Aerospace war heats up with another salvo from US.
Bombardier officials, who called the imposition of a 220 percent duty Sept. 27 “absurd”, did not immediately respond to the new tariff by the U.S. Commerce Department.
The duties are in response to a complaint from U.S. competitor, Boeing, that accused Quebec-based Bombardier of selling 75 of its new CSeries jets to Delta Air Lines at below production cost to gain market share and that the government subsidized the project.
The Quebec government put $1 billion into Bombardier but said it was an investment, not a subsidy.
Bombardier said the complaint cannot be justified because Boeing did not have a plane that matched the Delta specifications when the bid was awarded to the Canadian aircraft manufacturer in 2016. That argument was augmented by the Canadian government.
"Boeing is manipulating the U.S. trade remedy system to prevent Bombardier's new aircraft, the CSeries, from entering the U.S. market, despite Boeing's admission that it does not compete with the CSeries," Canadian Foreign Affairs Minister Chrystia Freeland said in a statement Friday.
The U.S. government sided with Boeing.
“The Unites States is committed to free, fair and reciprocal trade with Canada, but this is not our idea of a properly functioning trading relationship,” Commerce Secretary Wilbur Ross said Friday. “We will continue to verify the accuracy of this decision, while (doing) everything in our power to stand up for American companies and their workers.”

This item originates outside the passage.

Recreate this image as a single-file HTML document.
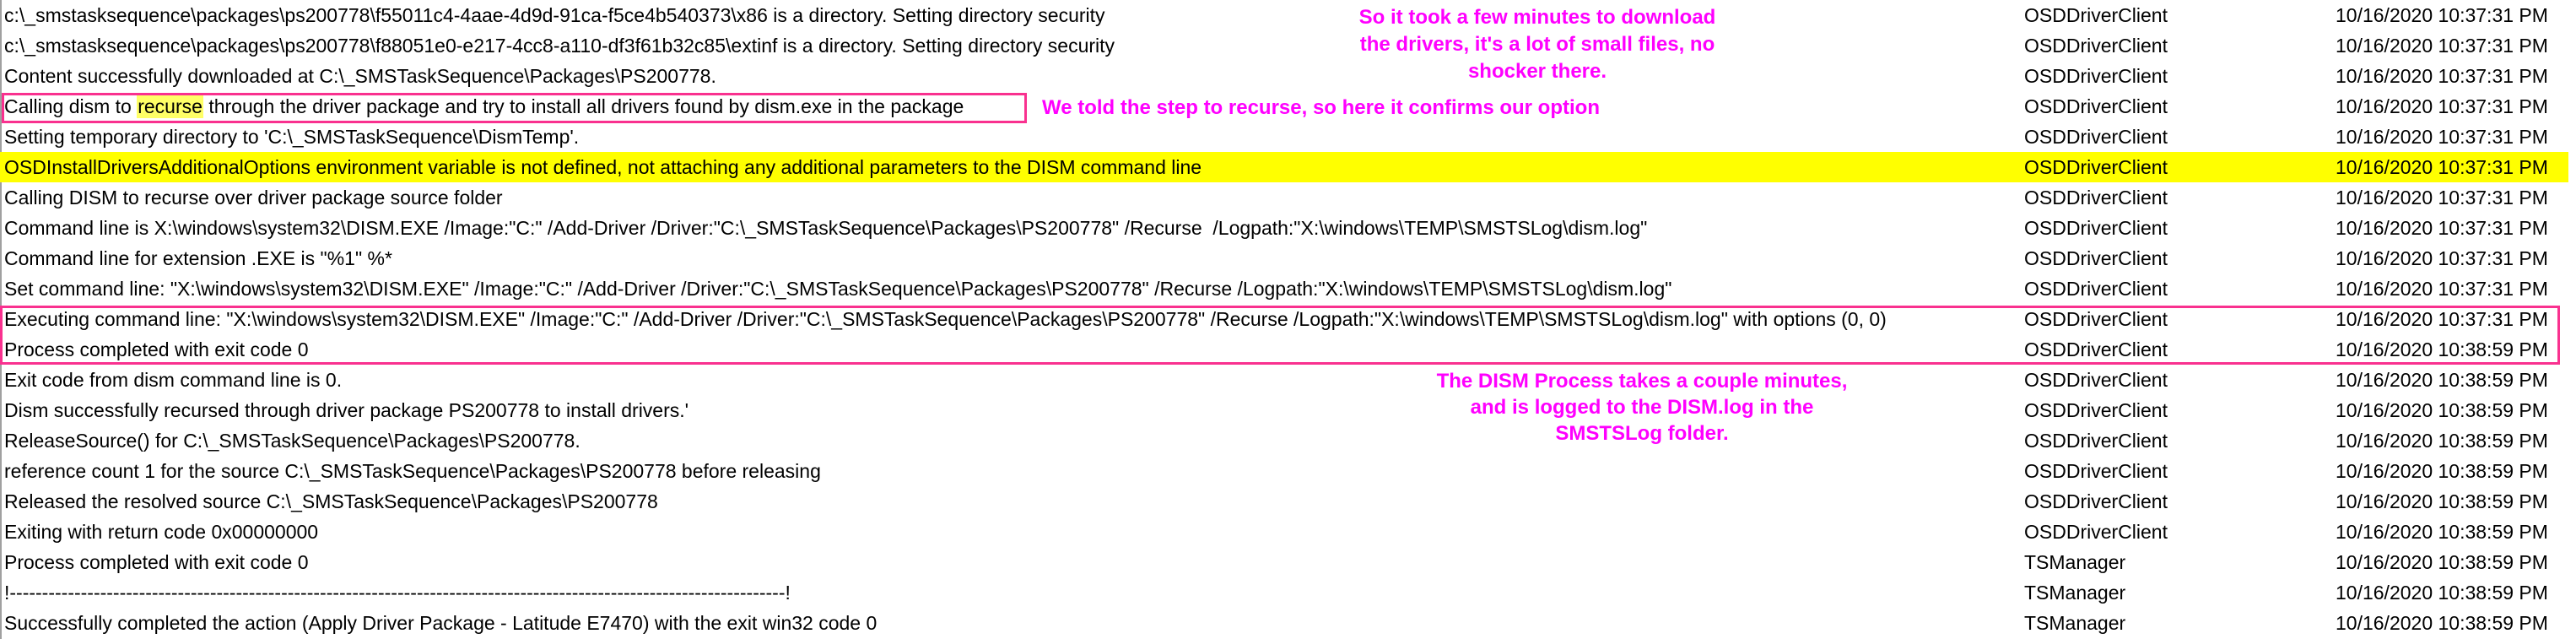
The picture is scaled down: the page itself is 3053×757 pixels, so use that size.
<!DOCTYPE html>
<html><head><meta charset="utf-8"><style>
html,body{margin:0;padding:0;background:#fff;width:3053px;height:757px;overflow:hidden;position:relative}
.r{position:absolute;left:0;height:36px;line-height:36px;font-family:"Liberation Sans",sans-serif;font-size:23px;color:#000;white-space:nowrap;width:3053px}
.r > span{position:absolute;top:0}
.m{left:5px}.c{left:2399px}.d{left:2768px}
.y{background:#ffff00;width:3044px}
.hl{background:#ffff66;display:inline-block;line-height:27px;padding:0 1px}
.a{position:absolute;font-family:"Liberation Sans",sans-serif;font-weight:bold;font-size:24px;color:#ff00ff;white-space:nowrap;text-align:center}
.box{position:absolute;border:3px solid #f9318f;box-sizing:border-box}
</style></head><body>
<div style="position:absolute;left:0;top:0;width:2px;height:757px;background:#a0a0a0"></div>

<div class="r" style="top:0"><span class="m">c:\_smstasksequence\packages\ps200778\f55011c4-4aae-4d9d-91ca-f5ce4b540373\x86 is a directory. Setting directory security</span><span class="c">OSDDriverClient</span><span class="d">10/16/2020 10:37:31 PM</span></div>
<div class="r" style="top:36px"><span class="m">c:\_smstasksequence\packages\ps200778\f88051e0-e217-4cc8-a110-df3f61b32c85\extinf is a directory. Setting directory security</span><span class="c">OSDDriverClient</span><span class="d">10/16/2020 10:37:31 PM</span></div>
<div class="r" style="top:72px"><span class="m">Content successfully downloaded at C:\_SMSTaskSequence\Packages\PS200778.</span><span class="c">OSDDriverClient</span><span class="d">10/16/2020 10:37:31 PM</span></div>
<div class="r" style="top:108px"><span class="m">Calling dism to <span class="hl">recurse</span> through the driver package and try to install all drivers found by dism.exe in the package</span><span class="c">OSDDriverClient</span><span class="d">10/16/2020 10:37:31 PM</span></div>
<div class="r" style="top:144px"><span class="m">Setting temporary directory to 'C:\_SMSTaskSequence\DismTemp'.</span><span class="c">OSDDriverClient</span><span class="d">10/16/2020 10:37:31 PM</span></div>
<div class="r y" style="top:180px"><span class="m">OSDInstallDriversAdditionalOptions environment variable is not defined, not attaching any additional parameters to the DISM command line</span><span class="c">OSDDriverClient</span><span class="d">10/16/2020 10:37:31 PM</span></div>
<div class="r" style="top:216px"><span class="m">Calling DISM to recurse over driver package source folder</span><span class="c">OSDDriverClient</span><span class="d">10/16/2020 10:37:31 PM</span></div>
<div class="r" style="top:252px"><span class="m">Command line is X:\windows\system32\DISM.EXE /Image:"C:" /Add-Driver /Driver:"C:\_SMSTaskSequence\Packages\PS200778" /Recurse &nbsp;/Logpath:"X:\windows\TEMP\SMSTSLog\dism.log"</span><span class="c">OSDDriverClient</span><span class="d">10/16/2020 10:37:31 PM</span></div>
<div class="r" style="top:288px"><span class="m">Command line for extension .EXE is "%1" %*</span><span class="c">OSDDriverClient</span><span class="d">10/16/2020 10:37:31 PM</span></div>
<div class="r" style="top:324px"><span class="m">Set command line: "X:\windows\system32\DISM.EXE" /Image:"C:" /Add-Driver /Driver:"C:\_SMSTaskSequence\Packages\PS200778" /Recurse /Logpath:"X:\windows\TEMP\SMSTSLog\dism.log"</span><span class="c">OSDDriverClient</span><span class="d">10/16/2020 10:37:31 PM</span></div>
<div class="r" style="top:360px"><span class="m">Executing command line: "X:\windows\system32\DISM.EXE" /Image:"C:" /Add-Driver /Driver:"C:\_SMSTaskSequence\Packages\PS200778" /Recurse /Logpath:"X:\windows\TEMP\SMSTSLog\dism.log" with options (0, 0)</span><span class="c">OSDDriverClient</span><span class="d">10/16/2020 10:37:31 PM</span></div>
<div class="r" style="top:396px"><span class="m">Process completed with exit code 0</span><span class="c">OSDDriverClient</span><span class="d">10/16/2020 10:38:59 PM</span></div>
<div class="r" style="top:432px"><span class="m">Exit code from dism command line is 0.</span><span class="c">OSDDriverClient</span><span class="d">10/16/2020 10:38:59 PM</span></div>
<div class="r" style="top:468px"><span class="m">Dism successfully recursed through driver package PS200778 to install drivers.'</span><span class="c">OSDDriverClient</span><span class="d">10/16/2020 10:38:59 PM</span></div>
<div class="r" style="top:504px"><span class="m">ReleaseSource() for C:\_SMSTaskSequence\Packages\PS200778.</span><span class="c">OSDDriverClient</span><span class="d">10/16/2020 10:38:59 PM</span></div>
<div class="r" style="top:540px"><span class="m">reference count 1 for the source C:\_SMSTaskSequence\Packages\PS200778 before releasing</span><span class="c">OSDDriverClient</span><span class="d">10/16/2020 10:38:59 PM</span></div>
<div class="r" style="top:576px"><span class="m">Released the resolved source C:\_SMSTaskSequence\Packages\PS200778</span><span class="c">OSDDriverClient</span><span class="d">10/16/2020 10:38:59 PM</span></div>
<div class="r" style="top:612px"><span class="m">Exiting with return code 0x00000000</span><span class="c">OSDDriverClient</span><span class="d">10/16/2020 10:38:59 PM</span></div>
<div class="r" style="top:648px"><span class="m">Process completed with exit code 0</span><span class="c">TSManager</span><span class="d">10/16/2020 10:38:59 PM</span></div>
<div class="r" style="top:684px"><span class="m">!------------------------------------------------------------------------------------------------------------------------!</span><span class="c">TSManager</span><span class="d">10/16/2020 10:38:59 PM</span></div>
<div class="r" style="top:720px"><span class="m">Successfully completed the action (Apply Driver Package - Latitude E7470) with the exit win32 code 0</span><span class="c">TSManager</span><span class="d">10/16/2020 10:38:59 PM</span></div>

<div class="box" style="left:2px;top:110px;width:1215px;height:36px"></div>
<div class="box" style="left:0;top:362px;width:3034px;height:70px"></div>

<div class="a" style="left:1572px;top:5px;width:500px;line-height:32px">So it took a few minutes to download<br>the drivers, it's a lot of small files, no<br>shocker there.</div>
<div class="a" style="left:1235px;top:112px;line-height:32px;text-align:left">We told the step to recurse, so here it confirms our option</div>
<div class="a" style="left:1646px;top:436px;width:600px;line-height:31px">The DISM Process takes a couple minutes,<br>and is logged to the DISM.log in the<br>SMSTSLog folder.</div>
</body></html>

Bombardier pointed out that the CSeries 100- to 150-seat airline carrier, still to be manufactured to fill the Delta order, will be built with half of the parts coming from U.S. suppliers. The project is expected to create more than US$30 billion in business and more than 22,700 American jobs in 19 states.
The U.S. said a final decision on the Boeing complaint is slated for Dec. 19.
The U.S. decision can be appealed to the U.S. Court of International Trade, the North American Free Trade Agreement or the World Trade Organization, dragging out the conflict.
The Canadian government is behind Bombardier.
Canada has threatened to cancel its planned purchase of 18 Super Hornets from Boeing, while the British government fears job losses at Bombardier’s plant in Northern Ireland.
Canadian Prime Minister Justin Trudeau and British PM Theresa May are lobbying U.S. President Donald Trump to cancel the duties.